Health and social care is high on the government's agenda but is the resent advice note from the DoH another example of trying to narrow the remit of local authorities and their awkward squad, social workers?
The Department of Health and Association of Directors of Adult Social services has issued an advice note which recognises the "essential "contribution of social work, sort of. This is about the future of social workers working with adults in an integrated health and social care service. The paper doesn't recognise social work as a unique contribution just clarifies what the government and apparently social work directors think social workers should be doing. As an ex social worker and former Director I don't disagree with what's included in the role my concern is what isn't included.
The focus is very much working with the individual so there is no recognition for the role of community social work even though we as social workers recognise that the difficulties faced by those we seek to help often arise out of social inequality, poverty, homelessness, unemployment, discrimination, the welfare system and inadequate housing. This isn't just about understanding the impact of social policy it's whether it is legitimate for social worker to spend time empowering local communities and setting up self help and support groups.
The paper specifically refers to the role of upholding individuals rights and challenging appropriately other professionals whose training and background may make them risk adverse. This is the old medical model v social care model or Doctor knows best. Whilst the relative status of doctors and social workers hasn't changed ward staff concerned about discharging a frail or confused elderly person now take comfort in knowing they are being transfers to a rehab scheme. Risk aversion is more likely to be seen in the residential and nursing home setting where staffing shortages and over protective care leads to locked doors and a surveillance mentality, where upholding rights is down to inspectors rather than social workers.
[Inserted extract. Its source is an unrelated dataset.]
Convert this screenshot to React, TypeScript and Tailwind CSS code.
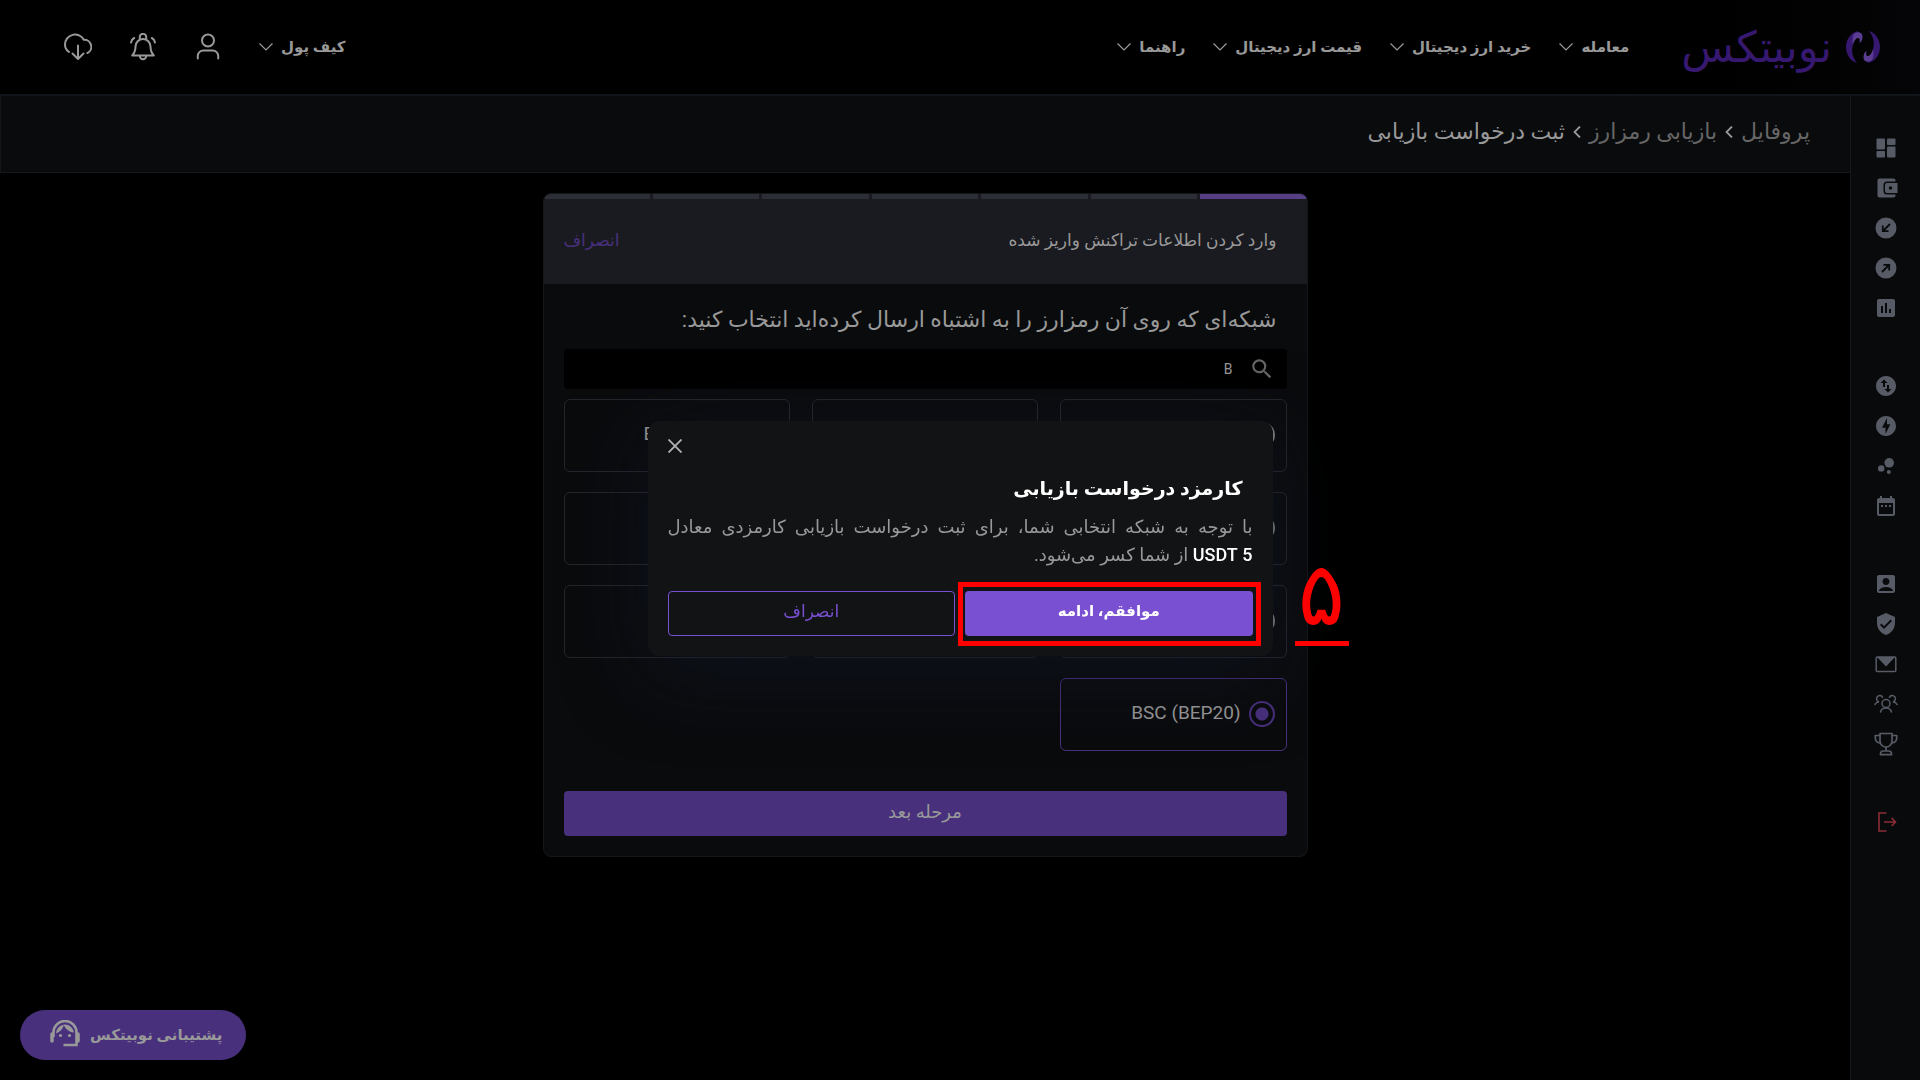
import { FC, ReactNode } from "react";
import {
  MdAccountBox,
  MdAssessment,
  MdBubbleChart,
  MdDateRange,
  MdOfflineBolt,
  MdSearch,
  MdSwapVerticalCircle,
  MdVerifiedUser,
} from "react-icons/md";

const DashboardIcon = () => (
  <svg width="24" height="24" viewBox="0 0 24 24" fill="currentColor">
    <rect x="2.500" y="2.500" width="8.500" height="11" rx="1" />
    <rect x="2.500" y="15" width="8.500" height="6.500" rx="1" />
    <rect x="13" y="2.500" width="8.500" height="6.500" rx="1" />
    <rect x="13" y="10.500" width="8.500" height="11" rx="1" />
  </svg>
);

const WalletIcon = () => (
  <svg width="24" height="24" viewBox="0 0 24 24" fill="currentColor">
    <path d="M5.500 2.500h14a2 2 0 0 1 2 2v1h-8.500a3.500 3.500 0 0 0-3.500 3.500v6a3.500 3.500 0 0 0 3.500 3.500h8.500v1a2 2 0 0 1-2 2h-14a2 2 0 0 1-2-2v-15a2 2 0 0 1 2-2z" />
    <path
      fillRule="evenodd"
      d="M13 7h10.500v10h-10.500a2 2 0 0 1-2-2v-6a2 2 0 0 1 2-2zm3.500 3.200a1.800 1.800 0 1 0 0 3.600 1.800 1.800 0 0 0 0-3.600z"
    />
  </svg>
);

const DepositIcon = () => (
  <svg width="24" height="24" viewBox="0 0 24 24">
    <circle cx="12" cy="12" r="10.500" fill="currentColor" />
    <path d="M16 8l-7 7M8.800 9.500v5.700h5.700" fill="none" stroke="#090a0c" strokeWidth="1.800" />
  </svg>
);

const WithdrawIcon = () => (
  <svg width="24" height="24" viewBox="0 0 24 24">
    <circle cx="12" cy="12" r="10.500" fill="currentColor" />
    <path d="M8 16l7-7M9.500 8.800h5.700v5.700" fill="none" stroke="#090a0c" strokeWidth="1.800" />
  </svg>
);

const MailIcon = () => (
  <svg width="24" height="24" viewBox="0 0 24 24">
    <rect x="2.200" y="5" width="19.600" height="14.500" rx="1" fill="none" stroke="currentColor" strokeWidth="1.500" />
    <path d="M3 5h18l-9 9.500z" fill="currentColor" />
  </svg>
);

const ReferralIcon = () => (
  <svg width="24" height="24" viewBox="0 0 24 24" fill="none" stroke="currentColor" strokeWidth="1.500" strokeLinecap="round">
    <circle cx="12" cy="11.500" r="4" />
    <path d="M6.500 20c.7-2.800 2.700-4 5.500-4s4.800 1.200 5.500 4" />
    <path d="M8.600 5.300a3.200 3.200 0 1 0-3.600 4.600C2.900 10 1.500 11 1 12.600M15.400 5.300a3.200 3.200 0 1 1 3.600 4.600c2.100.1 3.500 1.100 4 2.700" />
  </svg>
);

const TrophyIcon = () => (
  <svg width="24" height="24" viewBox="0 0 24 24" fill="none" stroke="currentColor" strokeWidth="1.700" strokeLinejoin="round">
    <path d="M6 1.500h12v7.500a6 6 0 0 1-12 0z" />
    <path d="M6 3.500H1.300v2.700c0 2.400 1.800 4.300 5 4.800M18 3.500h4.700v2.700c0 2.400-1.800 4.300-5 4.800" />
    <path d="M12 15v4M6.500 22.700v-1a2.700 2.700 0 0 1 2.700-2.700h5.600a2.700 2.700 0 0 1 2.700 2.700v1z" />
  </svg>
);

const LogoutIcon = () => (
  <svg width="24" height="24" viewBox="0 0 24 24" fill="none" stroke="currentColor" strokeWidth="1.600">
    <path d="M12.500 3h-7.500v18h7.500" />
    <path d="M10 12h11M17.500 8l4 4-4 4" />
  </svg>
);

const SupportIcon = () => (
  <svg width="30" height="30" viewBox="0 0 30 30" fill="none" stroke="currentColor">
    <path d="M3.500 17v-4.500a11.500 11.500 0 0 1 23 0v12.500h-13" strokeWidth="2.600" />
    <path d="M2 14v7M28 14v7" strokeWidth="3.500" strokeLinecap="round" />
    <path d="M6 13.500c4-1.500 7-4.500 7.800-8.500 1.500 4 5.200 7 10.200 7.500-1-4.500-4.500-8-9-8s-8.500 3.500-9 9z" fill="currentColor" stroke="none" />
    <circle cx="10.500" cy="15.500" r="1.600" fill="currentColor" stroke="none" />
    <circle cx="19.500" cy="15.500" r="1.600" fill="currentColor" stroke="none" />
  </svg>
);

const UserIcon = () => (
  <svg width="28" height="28" viewBox="0 0 28 28" fill="none" stroke="currentColor" strokeWidth="2" strokeLinecap="round">
    <circle cx="14" cy="7.500" r="6" />
    <path d="M3.800 25.500v-2.500a5.500 5.500 0 0 1 5.500-5.500h9.400a5.500 5.500 0 0 1 5.500 5.500v2.500" />
  </svg>
);

const BellIcon = () => (
  <svg width="28" height="28" viewBox="0 0 28 28" fill="none" stroke="currentColor" strokeWidth="2" strokeLinecap="round" strokeLinejoin="round">
    <path d="M10.800 6V4a3.200 3.200 0 0 1 6.400 0v2" />
    <path d="M14 6a7.500 7.500 0 0 0-7.500 7.500c0 4.500-1 6.500-3.300 9h21.600c-2.300-2.500-3.300-4.500-3.300-9A7.500 7.500 0 0 0 14 6z" />
    <path d="M10.800 23a3.200 3.200 0 0 0 6.400 0M2 9.500c.3-2 1.300-3.500 3.200-4.500M26 9.500c-.3-2-1.300-3.500-3.200-4.500" />
  </svg>
);

const CloudIcon = () => (
  <svg width="28" height="28" viewBox="0 0 28 28" fill="none" stroke="currentColor" strokeWidth="2" strokeLinecap="round" strokeLinejoin="round">
    <path d="M5 19C2 17 1 14.500 1 11.500a10 10 0 0 1 18.800-4.700A7 7 0 0 1 23.500 20" />
    <path d="M14 12.500v13M8.500 20.500l5.500 5.500 5.500-5.500" />
  </svg>
);

const ChevronIcon = () => (
  <svg width="14" height="8" viewBox="0 0 14 8" fill="none" stroke="currentColor" strokeWidth="1.200">
    <path d="M.5.5l6.500 6.500 6.500-6.500" />
  </svg>
);

const LogoMark = () => (
  <svg width="34" height="32" viewBox="0 0 34 32">
    <defs>
      <g id="crescent">
        <path d="M12 0C4 2 0 9 0 16s4 14 11 16C7 27 5.500 22 6.500 16 7 11 9 7 12 5z" fill="#371870" />
        <path d="M8 3c4-3 8-2 8.500 2 .2 3-1 6-3 7 .5-3 .5-5-1.500-5-2 0-4 3-5 7C6 9 6.500 5.500 8 3z" fill="#5a3c92" />
      </g>
    </defs>
    <use href="#crescent" />
    <use href="#crescent" transform="rotate(180 17 16)" />
  </svg>
);

const menu = ["معامله", "خرید ارز دیجیتال", "قیمت ارز دیجیتال", "راهنما"];

const sidebar: { label: string; icon: ReactNode }[][] = [
  [
    { label: "داشبورد", icon: <DashboardIcon /> },
    { label: "کیف پول", icon: <WalletIcon /> },
    { label: "واریز", icon: <DepositIcon /> },
    { label: "برداشت", icon: <WithdrawIcon /> },
    { label: "گزارش", icon: <MdAssessment size={24} /> },
  ],
  [
    { label: "تبدیل", icon: <MdSwapVerticalCircle size={24} /> },
    { label: "معامله سریع", icon: <MdOfflineBolt size={24} /> },
    { label: "استخر", icon: <MdBubbleChart size={24} /> },
    { label: "تقویم", icon: <MdDateRange size={24} /> },
  ],
  [
    { label: "پروفایل", icon: <MdAccountBox size={24} /> },
    { label: "امنیت", icon: <MdVerifiedUser size={24} /> },
    { label: "پیام‌ها", icon: <MailIcon /> },
    { label: "معرفی دوستان", icon: <ReferralIcon /> },
    { label: "جوایز", icon: <TrophyIcon /> },
  ],
];

const networks: { id: string; name?: string }[] = [
  { id: "BTC" },
  { id: "BCH" },
  { id: "BNB", name: "BNB (BEP2)" },
  { id: "BSV" },
  { id: "BTG" },
  { id: "BTT" },
  { id: "ARB" },
  { id: "BASE" },
  { id: "BLAST" },
  { id: "BSC", name: "BSC (BEP20)" },
];

interface NavItemProps {
  label: string;
}

const NavItem: FC<NavItemProps> = ({ label }) => (
  <button type="button" className="flex items-center gap-2 text-[15px] leading-6 font-bold whitespace-nowrap">
    {label}
    <ChevronIcon />
  </button>
);

interface NetworkOptionProps {
  id: string;
  name?: string;
  selected: boolean;
}

const NetworkOption: FC<NetworkOptionProps> = ({ id, name, selected }) => (
  <label
    className={`flex items-start gap-2 h-[73px] rounded-md border px-[11px] pt-[22px] text-[19px] leading-6 ${
      selected ? "border-[#48307d]" : "border-[#24262d]"
    }`}
  >
    <input
      type="radio"
      name="network"
      value={id}
      aria-label={name ?? id}
      defaultChecked={selected}
      className="appearance-none shrink-0 w-[26px] h-[26px] rounded-full border-2 border-[#808080] checked:border-[#48307d] checked:bg-[radial-gradient(circle,#48307d_6px,transparent_7px)]"
    />
    {name && <span dir="ltr">{name}</span>}
  </label>
);

const Header = () => (
  <header className="flex items-center h-24 border-b-2 border-[#11151a] bg-gradient-to-l from-[#050507] to-black to-20% pr-10 pl-16">
    <a href="#" className="flex items-center gap-[14px]">
      <LogoMark />
      <span className="text-[43px] leading-10 text-[#371870]">نوبیتکس</span>
    </a>
    <nav className="flex items-center gap-7 mr-13">
      {menu.map((label) => (
        <NavItem key={label} label={label} />
      ))}
    </nav>
    <div className="flex items-center gap-[37px] mr-auto">
      <NavItem label="کیف پول" />
      <button type="button" aria-label="حساب کاربری">
        <UserIcon />
      </button>
      <button type="button" aria-label="اعلان‌ها">
        <BellIcon />
      </button>
      <button type="button" aria-label="دانلود">
        <CloudIcon />
      </button>
    </div>
  </header>
);

const Sidebar = () => (
  <aside className="flex flex-col items-center gap-[54px] w-[70px] shrink-0 border-l border-[#14191e] bg-[#090a0c] pt-10 text-[#575b65]">
    {sidebar.map((group, i) => (
      <nav key={i} className="flex flex-col gap-4">
        {group.map(({ label, icon }) => (
          <a key={label} href="#" aria-label={label}>
            {icon}
          </a>
        ))}
      </nav>
    ))}
    <a href="#" aria-label="خروج" className="text-[#8c2c36]">
      <LogoutIcon />
    </a>
  </aside>
);

const BreadcrumbArrow = () => (
  <svg width="8" height="12" viewBox="0 0 8 12" fill="none" stroke="currentColor" strokeWidth="1.800">
    <path d="M7 .5l-5.500 5.500 5.500 5.500" />
  </svg>
);

const Breadcrumb = () => (
  <nav className="flex items-center gap-2 h-[77px] border-b border-l border-[#15161a] bg-[#0a0b0d] pr-10 pb-1 text-[22px] leading-8">
    <a href="#" className="text-[#666666]">
      پروفایل
    </a>
    <BreadcrumbArrow />
    <a href="#" className="text-[#666666]">
      بازیابی رمزارز
    </a>
    <BreadcrumbArrow />
    <span>ثبت درخواست بازیابی</span>
  </nav>
);

const RecoveryForm = () => (
  <section className="w-[765px] mx-auto mt-5 rounded-lg border border-[#15161a] bg-[#0a0b0d] overflow-hidden">
    <div className="grid grid-cols-7 gap-[3px] bg-[#1a1b20]">
      {[0, 1, 2, 3, 4, 5, 6].map((step) => (
        <div key={step} className={`h-[5px] ${step === 0 ? "bg-[#563f85]" : "bg-[#2c2e35]"}`} />
      ))}
    </div>
    <div className="flex items-center justify-between h-[85px] bg-[#1a1b20] pr-[30px] pl-5 pb-1 text-[17px] leading-6">
      <h2>وارد کردن اطلاعات تراکنش واریز شده</h2>
      <a href="#" className="text-[#48307d]">
        انصراف
      </a>
    </div>
    <form className="px-5 pb-5">
      <h1 className="h-[65px] pt-5 pr-[10px] text-[22px] leading-8">
        شبکه‌ای که روی آن رمزارز را به اشتباه ارسال کرده‌اید انتخاب کنید:
      </h1>
      <div className="flex items-center gap-4 h-10 rounded bg-black px-3">
        <MdSearch size={26} className="text-[#666666]" />
        <input
          type="text"
          aria-label="جستجوی شبکه"
          defaultValue="B"
          className="flex-1 bg-transparent text-sm outline-none"
        />
      </div>
      <div className="grid grid-cols-3 gap-x-[22px] gap-y-5 mt-[10px] mb-10">
        {networks.map(({ id, name }) => (
          <NetworkOption key={id} id={id} name={name} selected={id === "BSC"} />
        ))}
      </div>
      <button type="button" className="w-full h-[45px] rounded bg-[#48307d] pb-1 text-lg leading-6">
        مرحله بعد
      </button>
    </form>
  </section>
);

const FeeDialog = () => (
  <div className="fixed inset-0 flex items-center justify-center pb-1">
    <div
      role="dialog"
      aria-label="کارمزد درخواست بازیابی"
      className="relative w-[625px] rounded-xl bg-[#121315] p-5 pt-[18px] shadow-[0_16px_80px_rgba(20,26,46,0.5)]"
    >
      <button type="button" aria-label="بستن" className="block mr-auto text-[#b3b3b3]">
        <svg width="14" height="14" viewBox="0 0 14 14" stroke="currentColor" strokeWidth="1.800">
          <path d="M.5.5l13 13M13.500.5l-13 13" />
        </svg>
      </button>
      <h2 className="mt-[18px] pr-[10px] text-[19px] leading-9 font-bold text-white">کارمزد درخواست بازیابی</h2>
      <p className="mt-[6px] text-lg leading-7 text-justify text-[#999999]">
        با توجه به شبکه انتخابی شما، برای ثبت درخواست بازیابی کارمزدی معادل{" "}
        <span className="font-medium text-white whitespace-nowrap">5 USDT</span> از شما کسر می‌شود.
      </p>
      <div className="grid grid-cols-2 gap-[10px] mt-[22px]">
        <button type="button" className="h-[45px] rounded bg-[#7950d2] pb-1 text-[15px] leading-6 font-bold text-white">
          موافقم، ادامه
        </button>
        <button type="button" className="h-[45px] rounded border border-[#7950d2] pb-1 text-[17px] leading-6 text-[#7950d2]">
          انصراف
        </button>
      </div>
      <div className="absolute right-3 bottom-[10px] w-[303px] h-16 border-[5px] border-[#ff0000]" />
      <div className="absolute -right-[76px] bottom-[10px] w-[54px] border-b-[5px] border-[#ff0000] text-center text-[88px] leading-[92px] text-[#ff0000]">
        ۵
      </div>
    </div>
  </div>
);

const App = () => (
  <div
    dir="rtl"
    lang="fa"
    className="flex flex-col min-h-screen bg-black text-[#999999] font-[Roboto,'DejaVu_Sans',sans-serif]"
  >
    <Header />
    <div className="flex flex-1">
      <Sidebar />
      <main className="flex-1">
        <Breadcrumb />
        <RecoveryForm />
      </main>
    </div>
    <FeeDialog />
    <button
      type="button"
      className="fixed left-5 bottom-5 flex items-center gap-[10px] h-[50px] rounded-full bg-[#48307d] pr-6 pl-[30px] text-[15px] leading-6 font-bold"
    >
      پشتیبانی نوبیتکس
      <SupportIcon />
    </button>
  </div>
);

export default App;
The paper does not explicitly refer to the social work values of promoting dignity and independence yet this is very much part of challenging other professionals and management who seek care solutions that are "efficient" and suit the convenience of the service rather the needs of the client for example the notorious 15 minute "pop in service" .
Upholding rights presumable extends to up holding the individuals human rights, to challenging services on behalf of the client which don't take proper account of their culture or faith or make assumptions about their gender and sexuality.
It's not what's in the report that reflects the government's view of social work it what's isn't in it. Describing social work as "essential" is meaningless flattery if it's unique wider perspective is not also recognised and valued.
Blair McPherson ex social worker and former Director.